# Cloning Halfmoon Betta Fish!



## DTetras2 (Jan 20, 2010)

So today in class, we learned about cloning, and the whole time I thought, "This really isn't that hard!" so, I've decided that I want to clone my only halfmoon betta fish! If anyone has any reason that this wouldn't be the best idea, please let me know before I do anything stupid, thanks I'll keep you posted


----------



## snyderguy (Feb 9, 2010)

how would you go about doing this? i'm curious..


----------



## DTetras2 (Jan 20, 2010)

Well, I'll get my halfmoon betta to almost breed with my female betta, but before they get a chance to get at some of the eggs, I'll steal some that are unfertilized and put em in a pitri dish and take a body cell (somehow, didn't think that through yet) from the halfmoon betta and take the nuclei from the two cells and stick the body cell nucleus into the egg and let them grow into new halfmoon bettas!


----------



## Cichlid Dude! (Mar 15, 2011)

Have you got the equipment for all that? Hey, if this works, I'm trying it next!
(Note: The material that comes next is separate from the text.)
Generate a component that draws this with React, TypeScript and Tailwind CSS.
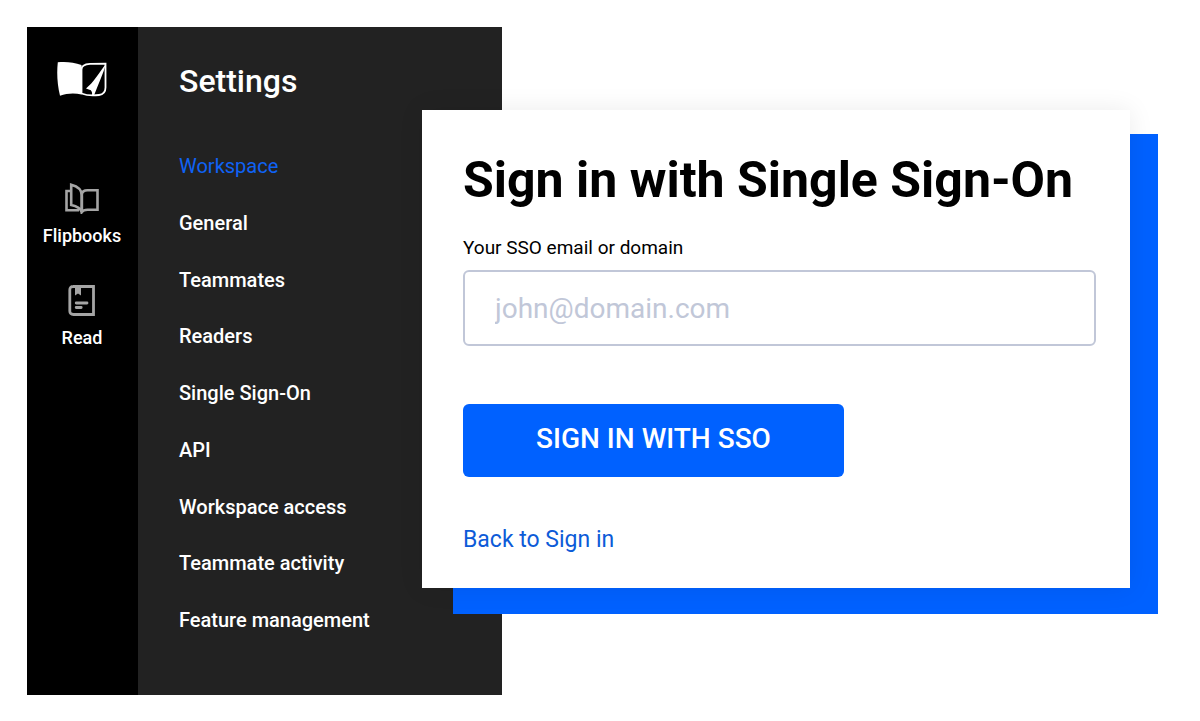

Keep me posted!


----------



## funlad3 (Oct 9, 2010)

You would still need to be able to get all of the genetic info out of the egg before normal cell implantation. THEN you still would need to have the ale guard the egg in a bubble nest. Good luck with THAT!!!


----------



## snyderguy (Feb 9, 2010)

Wow, that's a difficult process. Let us know how it turns out.


----------



## blcknwitecuban (Apr 17, 2006)

....
dont you need a license to clone things? isnt this illegal? or is only cloning people illegal? lol


----------



## TheOldSalt (Jan 28, 2005)

Only cloning people is illegal.

Cloning is a simple enough process on paper, but the actual technique is not simple at all. Still, if you have access to the equipment and some spare time, then what the heck.. go for it. Cloning your own fish should look good on the ol' resume.


----------



## Bettawhisperer (Oct 1, 2010)

There is no way you can get unfertilized eggs from a Betta. As the male does the wrap around the female to squeeze the eggs out of her he releases sperm to fertilise them as they fall out of her. Now the whole area around them is full of floating sperm and this continues until they are done spawning. Get some sheep.


----------



## lohachata (Jan 27, 2006)

actually quite simple to get an unfertilized egg from a female..you do it just like they do with other fish..


----------



## Bettawhisperer (Oct 1, 2010)

Yes you can manually extract them but the fish is so small I for one would not want to try it.


----------



## TheOldSalt (Jan 28, 2005)

You kinda have to embrace your inner Mengele sometimes in the name of... _SCIENCE!!_


----------



## DTetras2 (Jan 20, 2010)

Haha, thanks for all of the information, but I am very sorry to say, I've found out that I do not have the equipment to accomplish this TOS is deffinitely right when he said that it seems easy enough on paper, but the technique isn't simple, as I've learned in the past 2 days But if anyone else has the equipment and technique, I do know that cloning a betta is as possible as bettas mating I hope someone else tries this in my place


----------